▶ The request
Scan the material below for the string "this", and copy every line where it shows up.

[A block of data]
┄┄┄┄┄┄┄┄┄┄

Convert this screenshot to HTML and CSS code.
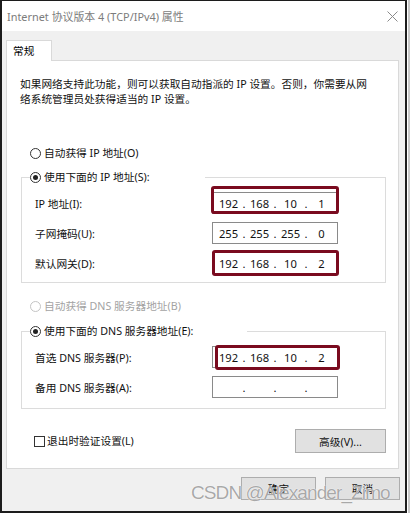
FILE: index.html
```html
<!DOCTYPE html>
<html lang="zh-CN">
<head>
    <meta charset="UTF-8">
    <meta name="viewport" content="width=device-width, initial-scale=1.0">
    <title>Internet 协议版本 4 (TCP/IPv4) 属性</title>
    <link rel="stylesheet" href="styles.css">
</head>
<body>

    <div class="screen">
        <div class="dialog">
            <div class="titlebar">
                <span class="title">Internet 协议版本 4 (TCP/IPv4) 属性</span>
                <svg class="close" width="11" height="11" viewBox="0 0 11 11">
                    <path d="M0.5 0.5 L10.5 10.5 M10.5 0.5 L0.5 10.5" stroke="#8a8a8a" stroke-width="1" fill="none"/>
                </svg>
            </div>

            <div class="body">
                <div class="tabs">
                    <div class="tab">常规</div>
                </div>

                <div class="panel">
                    <p class="intro">如果网络支持此功能，则可以获取自动指派的 IP 设置。否则，你需要从网<br>络系统管理员处获得适当的 IP 设置。</p>

                    <label class="option first"><span class="radio"></span>自动获得 IP 地址(O)</label>

                    <fieldset class="group ip-group">
                        <legend class="option legend-ip"><span class="radio on"></span>使用下面的 IP 地址(S):</legend>
                        <div class="rows">
                            <div class="row">
                                <span>IP 地址(I):</span>
                                <div class="field marked mark-ip">
                                    <span class="oct">192</span><span class="dot">.</span><span class="oct">168</span><span class="dot">.</span><span class="oct">10</span><span class="dot">.</span><span class="oct">1</span>
                                </div>
                            </div>
                            <div class="row">
                                <span>子网掩码(U):</span>
                                <div class="field">
                                    <span class="oct">255</span><span class="dot">.</span><span class="oct">255</span><span class="dot">.</span><span class="oct">255</span><span class="dot">.</span><span class="oct">0</span>
                                </div>
                            </div>
                            <div class="row">
                                <span>默认网关(D):</span>
                                <div class="field marked mark-gw">
                                    <span class="oct">192</span><span class="dot">.</span><span class="oct">168</span><span class="dot">.</span><span class="oct">10</span><span class="dot">.</span><span class="oct">2</span>
                                </div>
                            </div>
                        </div>
                    </fieldset>

                    <label class="option disabled dns-auto"><span class="radio"></span>自动获得 DNS 服务器地址(B)</label>

                    <fieldset class="group dns-group">
                        <legend class="option legend-dns"><span class="radio on"></span>使用下面的 DNS 服务器地址(E):</legend>
                        <div class="rows">
                            <div class="row">
                                <span>首选 DNS 服务器(P):</span>
                                <div class="field marked mark-dns">
                                    <span class="oct">192</span><span class="dot">.</span><span class="oct">168</span><span class="dot">.</span><span class="oct">10</span><span class="dot">.</span><span class="oct">2</span>
                                </div>
                            </div>
                            <div class="row">
                                <span>备用 DNS 服务器(A):</span>
                                <div class="field">
                                    <span class="oct"></span><span class="dot">.</span><span class="oct"></span><span class="dot">.</span><span class="oct"></span><span class="dot">.</span><span class="oct"></span>
                                </div>
                            </div>
                        </div>
                    </fieldset>

                    <div class="bottom-row">
                        <label class="check"><span class="box"></span>退出时验证设置(L)</label>
                        <button class="btn advanced">高级(V)...</button>
                    </div>
                </div>

                <div class="footer">
                    <button class="btn">确定</button>
                    <button class="btn">取消</button>
                </div>
            </div>
        </div>
        <div class="edge"></div>

        <div class="watermark">CSDN @Alexander_Zimo</div>
    </div>

</body>
</html>
```

FILE: styles.css
```css
body {
    margin: 0;
    background: #fff;
    font-family: "Noto Sans", "Noto Sans CJK SC", sans-serif;
    font-size: 10.7px;
    color: #111;
}
.screen {
    position: relative;
    display: flex;
    width: 415px;
    height: 514px;
}
.dialog {
    box-sizing: border-box;
    width: 407px;
    height: 513px;
    border: 2px solid #1c1c1c;
    border-top-width: 1px;
    display: flex;
    flex-direction: column;
    background: #f0f0f0;
}
.edge {
    width: 2px;
    height: 513px;
    margin-left: 1px;
    background: #c9c9c9;
}
.titlebar {
    height: 30px;
    background: #fff;
    display: flex;
    align-items: center;
    justify-content: space-between;
    padding: 0 7px 0 5px;
}
.title {
    color: #7c7c7c;
    font-size: 10.9px;
    line-height: 16px;
    margin-top: 2px;
}
.close {
    margin-top: 1px;
}
.body {
    flex: 1;
    display: flex;
    flex-direction: column;
    padding: 9px 6px 0 4px;
}
.tabs {
    display: flex;
}
.tab {
    position: relative;
    z-index: 1;
    box-sizing: border-box;
    width: 46px;
    height: 21px;
    margin-bottom: -1px;
    padding-left: 6px;
    line-height: 20px;
    background: #fff;
    border: 1px solid #d9d9d9;
    border-bottom: none;
    color: #000;
}
.panel {
    box-sizing: border-box;
    height: 409px;
    background: #fff;
    border: 1px solid #d9d9d9;
    padding: 16px 12px 0 14px;
    display: flex;
    flex-direction: column;
}
.intro {
    margin: 0 0 0 -1px;
    line-height: 15px;
    white-space: nowrap;
}
.option {
    display: flex;
    align-items: center;
    height: 16px;
    line-height: 16px;
    white-space: nowrap;
}
.option.first {
    margin: 38px 0 0 9px;
}
.option.disabled {
    color: #a3a3a3;
}
.dns-auto {
    margin: 15px 0 0 9px;
}
.radio {
    box-sizing: border-box;
    width: 11px;
    height: 11px;
    margin-right: 3px;
    border: 1px solid #333;
    border-radius: 50%;
    display: grid;
    place-items: center;
    background: #fff;
}
.radio.on::after {
    content: "";
    width: 5px;
    height: 5px;
    border-radius: 50%;
    background: #222;
}
.disabled .radio {
    border-color: #c4c4c4;
}
.group {
    margin: 8px 0 0 0;
    padding: 7px 0 8px 0;
    border: 1px solid #dcdcdc;
    min-width: 0;
}
.dns-group {
    margin-top: 9px;
    padding-bottom: 10px;
}
.group legend {
    padding: 0;
    margin-left: 8px;
    box-sizing: border-box;
}
.legend-ip {
    width: 175px;
}
.legend-dns {
    width: 217px;
}
.rows {
    display: flex;
    flex-direction: column;
    gap: 8px;
    padding-left: 13px;
}
.row {
    display: grid;
    grid-template-columns: 177px 126px;
    align-items: center;
    height: 22px;
}
.field {
    position: relative;
    box-sizing: border-box;
    height: 22px;
    border: 1px solid #8a8a8a;
    background: #fff;
    display: flex;
    align-items: center;
    font-size: 11.2px;
    color: #111;
}
.oct {
    flex: 1;
    text-align: center;
}
.dot {
    width: 0;
    display: flex;
    justify-content: center;
}
.marked::after {
    content: "";
    position: absolute;
    border: 3.5px solid #7a0b1f;
    border-radius: 3px;
}
.mark-ip::after {
    top: -7px;
    bottom: -1px;
    left: -2px;
    right: -2px;
}
.mark-gw::after {
    top: -3px;
    bottom: -3px;
    left: -1px;
    right: -2px;
}
.mark-dns::after {
    top: -2px;
    bottom: -3px;
    left: 2px;
    right: -3px;
}
.bottom-row {
    margin-top: 20px;
    display: flex;
    align-items: center;
    justify-content: space-between;
    padding-left: 13px;
}
.check {
    display: flex;
    align-items: center;
    line-height: 16px;
}
.box {
    box-sizing: border-box;
    width: 11px;
    height: 11px;
    margin-right: 2px;
    border: 1px solid #333;
    background: #fff;
}
.btn {
    box-sizing: border-box;
    height: 23px;
    width: 75px;
    padding: 0;
    background: #e1e1e1;
    border: 1px solid #adadad;
    font-family: "Noto Sans", "Noto Sans CJK SC", sans-serif;
    font-size: 10.7px;
    color: #111;
}
.advanced {
    width: 91px;
    height: 24px;
}
.footer {
    display: flex;
    justify-content: flex-end;
    gap: 9px;
    padding: 8px 0 0 0;
    margin-right: -1px;
}
.watermark {
    position: absolute;
    left: 191px;
    top: 482px;
    font-family: "Liberation Sans", sans-serif;
    font-size: 19px;
    letter-spacing: -0.9px;
    color: rgba(110, 110, 110, 0.6);
    text-shadow: 0 0 1px #fff, 0 0 1px #fff;
    white-space: nowrap;
}
```
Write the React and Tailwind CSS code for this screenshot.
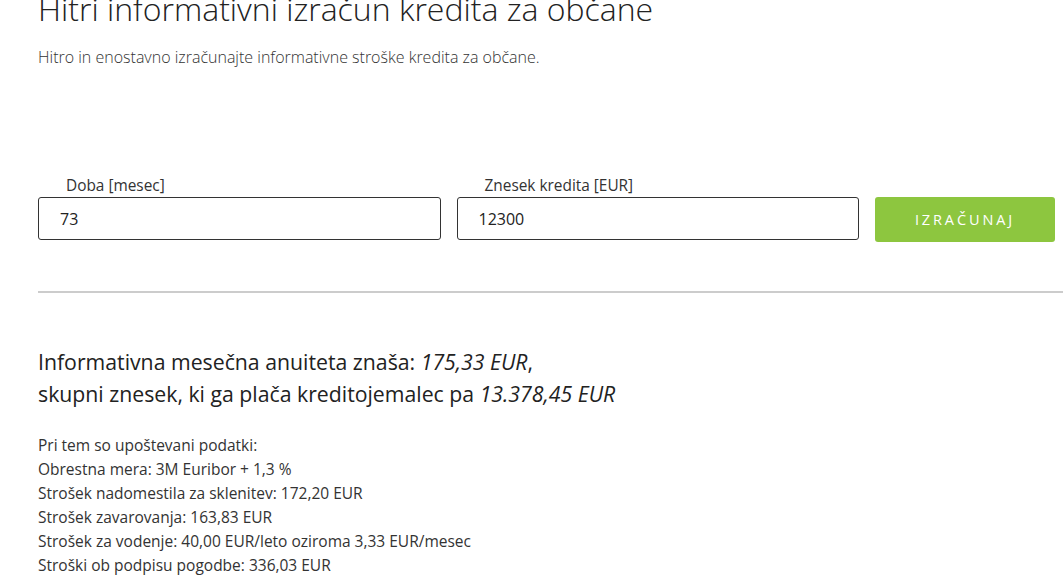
import React, { useState } from 'react';

function App() {
  const [doba, setDoba] = useState('73');
  const [znesek, setZnesek] = useState('12300');

  return (
    <div className="min-h-screen bg-white text-[#222] overflow-hidden" style={{ fontFamily: '"Open Sans", sans-serif' }}>
      <div className="pl-[38px]">
        <h1 className="-mt-[13px] text-[32px] leading-[44px] font-light text-[#222]">
          Hitri informativni izračun kredita za občane
        </h1>
        <p className="mt-[14px] text-[16px] leading-[24px] font-light text-[#333]">
          Hitro in enostavno izračunajte informativne stroške kredita za občane.
        </p>

        <form className="mt-[106px] flex items-start gap-4 pr-[8px]" onSubmit={(e) => e.preventDefault()}>
          <div className="flex-1">
            <label className="block pl-[28px] text-[15.4px] leading-[22px] text-[#333]">Doba [mesec]</label>
            <input
              value={doba}
              onChange={(e) => setDoba(e.target.value)}
              className="block w-full h-[43px] rounded-[3px] border border-[#333] px-[21px] text-[16px] text-[#222] outline-none"
            />
          </div>
          <div className="flex-1">
            <label className="block pl-[28px] text-[15.4px] leading-[22px] text-[#333]">Znesek kredita [EUR]</label>
            <input
              value={znesek}
              onChange={(e) => setZnesek(e.target.value)}
              className="block w-full h-[43px] rounded-[3px] border border-[#333] px-[21px] text-[16px] text-[#222] outline-none"
            />
          </div>
          <button
            type="submit"
            className="mt-[22px] w-[180px] h-[45px] rounded-[3px] bg-[#8dc63f] text-white text-[14.5px] tracking-[0.2em]"
          >
            IZRAČUNAJ
          </button>
        </form>

        <hr className="mt-[49px] border-0 h-[2px] bg-[#cccccc]" />

        <div className="mt-[53px] text-[21.25px] leading-[32px] text-[#222]">
          <p>
            Informativna mesečna anuiteta znaša: <em>175,33 EUR</em>,
          </p>
          <p>
            skupni znesek, ki ga plača kreditojemalec pa <em>13.378,45 EUR</em>
          </p>
        </div>

        <div className="mt-[23px] text-[15.5px] leading-[24px] text-[#333]">
          <p>Pri tem so upoštevani podatki:</p>
          <p>Obrestna mera: 3M Euribor + 1,3 %</p>
          <p>Strošek nadomestila za sklenitev: 172,20 EUR</p>
          <p>Strošek zavarovanja: 163,83 EUR</p>
          <p>Strošek za vodenje: 40,00 EUR/leto oziroma 3,33 EUR/mesec</p>
          <p>Stroški ob podpisu pogodbe: 336,03 EUR</p>
        </div>
      </div>
    </div>
  );
}

export default App;
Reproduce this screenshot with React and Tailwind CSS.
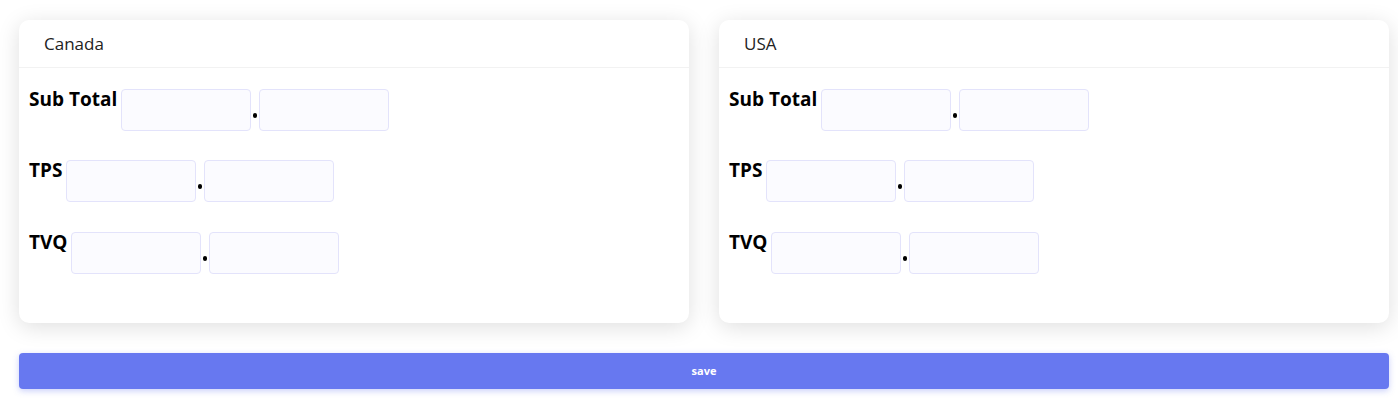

┄┄┄┄┄┄┄┄┄┄

▶ Written solution
Convert this screenshot to HTML and CSS code.
Write the React and Tailwind CSS code for this screenshot.
Reproduce this screenshot with React and Tailwind CSS.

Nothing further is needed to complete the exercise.